When you look into the Bureaucracy, the Bureaucracy looks into you

Following in the tradition of such brave lefty "documentaries" as Bowling for Columbine and Super Size Me comes The Corporation, which concludes that if the corporation is a person, it would be a psychopath: singularly self-interested, irresponsible, harmful to others, manipulative, grandiose, unremorseful and completely lacking in empathy, all because its one and only concern is to maximize profits for its shareholders.

If only. Far from being insane, the single-minded pursuit of profits is sorely lacking in the business world, as Milton Friedman long ago observed, in his now-famous article, The Social Responsibilty of Business is to Increase Its Profits.

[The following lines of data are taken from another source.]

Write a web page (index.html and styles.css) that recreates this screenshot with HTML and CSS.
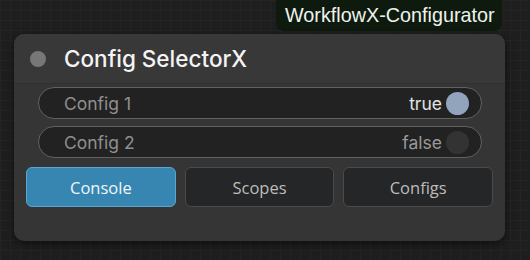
FILE: index.html
```html
<!DOCTYPE html>
<html lang="en">
<head>
    <meta charset="UTF-8">
    <meta name="viewport" content="width=device-width, initial-scale=1.0">
    <title>Config SelectorX</title>
    <link rel="stylesheet" href="styles.css">
</head>
<body>
    <div class="canvas">
        <div class="group-badge">WorkflowX-Configurator</div>
        <div class="node">
            <div class="node-title">
                <span class="node-dot"></span>
                <span class="node-name">Config SelectorX</span>
            </div>
            <div class="toggle on">
                <span class="toggle-label">Config 1</span>
                <span class="toggle-value">true</span>
                <span class="toggle-knob"></span>
            </div>
            <div class="toggle">
                <span class="toggle-label">Config 2</span>
                <span class="toggle-value">false</span>
                <span class="toggle-knob"></span>
            </div>
            <div class="tabs">
                <button class="tab active">Console</button>
                <button class="tab">Scopes</button>
                <button class="tab">Configs</button>
            </div>
        </div>
    </div>
</body>
</html>
```

FILE: styles.css
```css
body {
    margin: 0;
    width: 530px;
    height: 260px;
    overflow: hidden;
    background-color: #1e1e1e;
    background-image:
        linear-gradient(to right, #242424 1px, transparent 1px),
        linear-gradient(to bottom, #242424 1px, transparent 1px);
    background-size: 10px 10px;
    font-family: "Liberation Sans", Arial, sans-serif;
    color: #fff;
}
.canvas {
    display: flex;
    flex-direction: column;
}
.group-badge {
    align-self: flex-start;
    margin-left: 276px;
    width: 226px;
    height: 31px;
    box-sizing: border-box;
    padding: 4px 0 0 9px;
    background: #0f1a0f;
    border-radius: 0 0 8px 8px;
    font-size: 19.8px;
    color: #eef2ee;
    white-space: nowrap;
}
.node {
    margin: 3px 0 0 14px;
    width: 491px;
    height: 207px;
    box-sizing: border-box;
    background: #353535;
    border-radius: 10px;
    box-shadow: 0 3px 8px rgba(0, 0, 0, 0.5);
}
.node-title {
    display: flex;
    align-items: center;
    height: 50px;
    padding-left: 16px;
    background: #383838;
    border-radius: 10px 10px 0 0;
    border-bottom: 1px solid #313131;
    box-sizing: border-box;
}
.node-dot {
    width: 16px;
    height: 16px;
    border-radius: 50%;
    background: #777;
}
.node-name {
    margin-left: 18px;
    font-family: Inter, "Liberation Sans", sans-serif;
    font-size: 22.5px;
    font-weight: 500;
    color: #f4f4f4;
}
.toggle {
    display: flex;
    align-items: center;
    height: 32px;
    margin: 3px 23px 0 24px;
    padding: 0 12px 0 25px;
    box-sizing: border-box;
    background: #222;
    border: 1px solid #616161;
    border-radius: 16px;
    font-family: Inter, "Liberation Sans", sans-serif;
    font-size: 17.5px;
}
.toggle + .toggle {
    margin-top: 7px;
}
.toggle-label {
    flex: 1;
    color: #8f8f8f;
}
.toggle-value {
    color: #999;
    margin-right: 4px;
}
.toggle-knob {
    width: 23px;
    height: 23px;
    border-radius: 50%;
    background: #333;
}
.toggle.on .toggle-value {
    color: #e2e2e2;
}
.toggle.on .toggle-knob {
    background: #91a4bc;
}
.tabs {
    display: flex;
    gap: 9px;
    margin: 9px 12px 0 12px;
}
.tab {
    flex: 1;
    height: 40px;
    background: #252627;
    border: 1px solid #4a4a4a;
    border-radius: 6px;
    font-family: "Open Sans", sans-serif;
    font-size: 16.5px;
    color: #bdbdbd;
    cursor: pointer;
}
.tab.active {
    background: #3786b2;
    border-color: #5aa6d2;
    color: #eef6fb;
}
```
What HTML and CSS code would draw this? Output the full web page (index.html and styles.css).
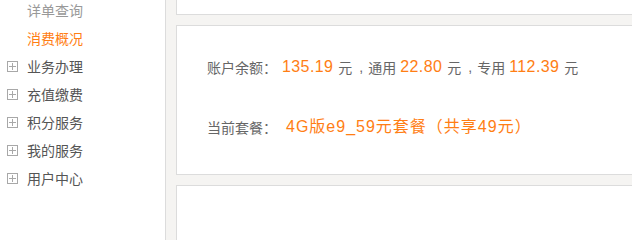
FILE: index.html
```html
<!DOCTYPE html>
<html lang="zh-CN">
<head>
<meta charset="utf-8">
<title>消费概况</title>
<link rel="stylesheet" href="styles.css">
</head>
<body>
<div class="page">
  <aside class="sidebar">
    <ul class="menu">
      <li class="sub">详单查询</li>
      <li class="sub active">消费概况</li>
      <li class="top"><span class="plus"></span>业务办理</li>
      <li class="top"><span class="plus"></span>充值缴费</li>
      <li class="top"><span class="plus"></span>积分服务</li>
      <li class="top"><span class="plus"></span>我的服务</li>
      <li class="top"><span class="plus"></span>用户中心</li>
    </ul>
  </aside>
  <main class="main">
    <section class="card card-prev"></section>
    <section class="card card-summary">
      <div class="row">
        <span class="label">账户余额：</span><span class="num first">135.19</span><span class="unit">元</span><span class="sep">,</span><span class="unit">通用</span><span class="num">22.80</span><span class="unit">元</span><span class="sep">,</span><span class="unit">专用</span><span class="num">112.39</span><span class="unit">元</span>
      </div>
      <div class="row">
        <span class="label">当前套餐：</span><span class="plan">4G版e9_59元套餐（共享49元）</span>
      </div>
    </section>
    <section class="card card-next"></section>
  </main>
</div>
</body>
</html>
```

FILE: styles.css
```css
* { box-sizing: border-box; }

html, body {
  margin: 0;
  padding: 0;
  background: #fff;
  overflow: hidden;
  height: 100%;
}

body {
  font-family: "Liberation Sans", "Noto Sans CJK SC", sans-serif;
  color: #666;
}

.page {
  display: flex;
  width: 100%;
  min-height: 100%;
  overflow: hidden;
}

.sidebar {
  width: 166px;
  flex: none;
  border-right: 1px solid #dcdcdc;
  background: #fff;
}

.menu {
  list-style: none;
  margin: -4px 0 0 0;
  padding: 0;
}

.menu li {
  height: 28px;
  line-height: 28px;
  font-size: 14px;
  font-family: "Noto Sans CJK SC", sans-serif;
  display: flex;
  align-items: center;
  white-space: nowrap;
}

.menu .sub {
  padding-left: 27px;
  color: #999;
}

.menu .sub.active {
  color: #ff7e14;
}

.menu .top {
  padding-left: 7px;
  color: #555;
}

.plus {
  width: 11px;
  height: 11px;
  border: 1px solid #a8a8a8;
  margin-right: 9px;
  position: relative;
  flex: none;
}

.plus::before,
.plus::after {
  content: "";
  position: absolute;
  background: #a8a8a8;
}

.plus::before {
  left: 1px;
  right: 1px;
  top: 4px;
  height: 1px;
}

.plus::after {
  top: 1px;
  bottom: 1px;
  left: 4px;
  width: 1px;
}

.main {
  flex: 1;
  background: #f5f4f2;
  padding-left: 10px;
  display: flex;
  flex-direction: column;
  gap: 10px;
  min-width: 0;
}

.card {
  background: #fff;
  border: 1px solid #dcdcdc;
  border-right: none;
  flex: none;
}

.card-prev {
  height: 15px;
  border-top: none;
}

.card-summary {
  height: 150px;
  padding: 26px 0 0 30px;
  display: flex;
  flex-direction: column;
  gap: 30px;
}

.card-next {
  flex: 1;
  min-height: 40px;
  border-bottom: none;
}

.row {
  height: 30px;
  line-height: 30px;
  display: flex;
  align-items: center;
  white-space: nowrap;
  font-size: 14px;
}

.label {
  font-family: "Noto Sans CJK SC", sans-serif;
  color: #666;
}

.num {
  color: #ff7e14;
  font-size: 16px;
  letter-spacing: 0.4px;
  margin-right: 5px;
}

.num.first {
  margin-left: 5px;
}

.unit {
  font-family: "Noto Sans CJK SC", sans-serif;
  color: #666;
  margin-right: 4px;
}

.sep {
  font-size: 14px;
  color: #666;
  margin: 0 5px 0 3px;
}

.plan {
  color: #ff7e14;
  font-size: 16px;
  letter-spacing: 1px;
  margin-left: 9px;
  font-family: "Liberation Sans", "Noto Sans CJK SC", sans-serif;
}
```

The Economist writes, in its review of the film,

Although the moviemakers claim ownership of the company-as-psychopath idea, it predates them by a century, and rightfully belongs, in its full form, to Max Weber, the German sociologist. For Weber, the key form of social organisation defining the modern age was bureaucracy. Bureaucracies have flourished because their efficient and rational division and application of labour is powerful. But a cost attends this power. As cogs in a larger, purposeful machine, people become alienated from the traditional morals that guide human relationships as they pursue the goal of the collective organisation. There is, in Weber's famous phrase, a ?parcelling-out of the soul?.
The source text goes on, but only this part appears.